What is asked:
Report how many lines below contain the word "React", and give only that number.
○ ○ ○ ○ ○
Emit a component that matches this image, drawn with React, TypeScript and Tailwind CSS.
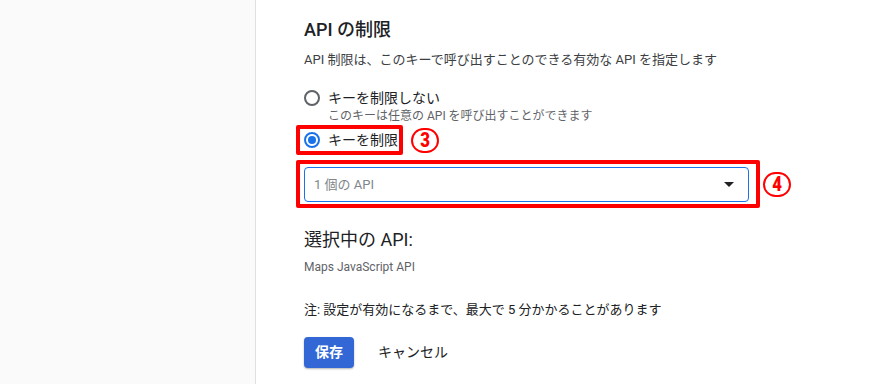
import React from "react";

const FONT = "font-['Roboto','Noto_Sans_CJK_JP',sans-serif]";

const Radio = ({ checked }: { checked?: boolean }) =>
  checked ? (
    <span className="w-4 h-4 rounded-full border-2 border-[#1a73e8] flex items-center justify-center shrink-0">
      <span className="w-2 h-2 rounded-full bg-[#1a73e8]" />
    </span>
  ) : (
    <span className="w-4 h-4 rounded-full border-2 border-[#5f6368] shrink-0" />
  );

const Marker = ({ n }: { n: string }) => (
  <span className="w-[28px] h-[25px] rounded-full border-2 border-[#ff0000] flex items-center justify-center text-[#ff0000] text-[21px] font-black leading-none shrink-0">
    <span className="inline-block scale-x-[0.8]">{n}</span>
  </span>
);

export default function App() {
  return (
    <div className={`flex w-[895px] h-[384px] bg-white overflow-hidden ${FONT}`}>
      {/* Side panel */}
      <aside className="w-[256px] h-full bg-[#fafafa] border-r border-[#e0e0e0] shrink-0" />

      {/* Form */}
      <main className="pl-[48px] pt-[18px] flex flex-col">
        <h2 className="text-[18px] leading-[24px] font-medium text-[#202124]">API の制限</h2>
        <p className="mt-[8px] text-[13px] leading-[20px] text-[#3c4043]">
          API 制限は、このキーで呼び出すことのできる有効な API を指定します
        </p>

        <label className="mt-[18px] flex items-center gap-2 h-[20px]">
          <Radio />
          <span className="text-[14px] text-[#202124]">キーを制限しない</span>
        </label>
        <p className="pl-[24px] text-[12px] leading-[16px] text-[#5f6368]">
          このキーは任意の API を呼び出すことができます
        </p>

        <div className="mt-[1px] flex items-center gap-[8px]">
          <div className="ml-[-8px] h-[30px] border-[4px] border-[#ff0000] rounded-[2px] flex items-center gap-2 pl-[4px] pr-[1px] shrink-0">
            <Radio checked />
            <span className="text-[14px] text-[#202124] whitespace-nowrap">キーを制限</span>
          </div>
          <Marker n="3" />
        </div>

        <div className="mt-[5px] flex items-center gap-[3px]">
          <div className="ml-[-8px] w-[464px] h-[48px] border-[4px] border-[#ff0000] rounded-[2px] pl-[4px] pt-[3px]">
            <div className="w-[445px] h-[35px] border border-[#1a73e8] rounded-[4px] flex items-center justify-between pl-[9px] pr-[14px]">
              <span className="text-[13px] text-[#80868b]">1 個の API</span>
              <svg width="10" height="5" viewBox="0 0 10 5">
                <path d="M0 0h10L5 5z" fill="#202124" />
              </svg>
            </div>
          </div>
          <Marker n="4" />
        </div>

        <h3 className="mt-[20px] text-[18px] leading-[24px] text-[#202124]">選択中の API:</h3>
        <p className="mt-[6px] text-[12px] leading-[18px] text-[#5f6368]">Maps JavaScript API</p>

        <p className="mt-[24px] text-[13px] leading-[20px] text-[#202124]">
          注: 設定が有効になるまで、最大で 5 分かかることがあります
        </p>

        <div className="mt-[17px] flex items-center gap-[24px]">
          <button className="w-[50px] h-[31px] rounded-[4px] bg-[#3367d6] text-white text-[14px] font-bold shadow-[0_1px_2px_rgba(0,0,0,0.3)]">
            保存
          </button>
          <button className="text-[14px] text-[#202124]">キャンセル</button>
        </div>
      </main>
    </div>
  );
}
○ ○ ○ ○ ○
Task output:
2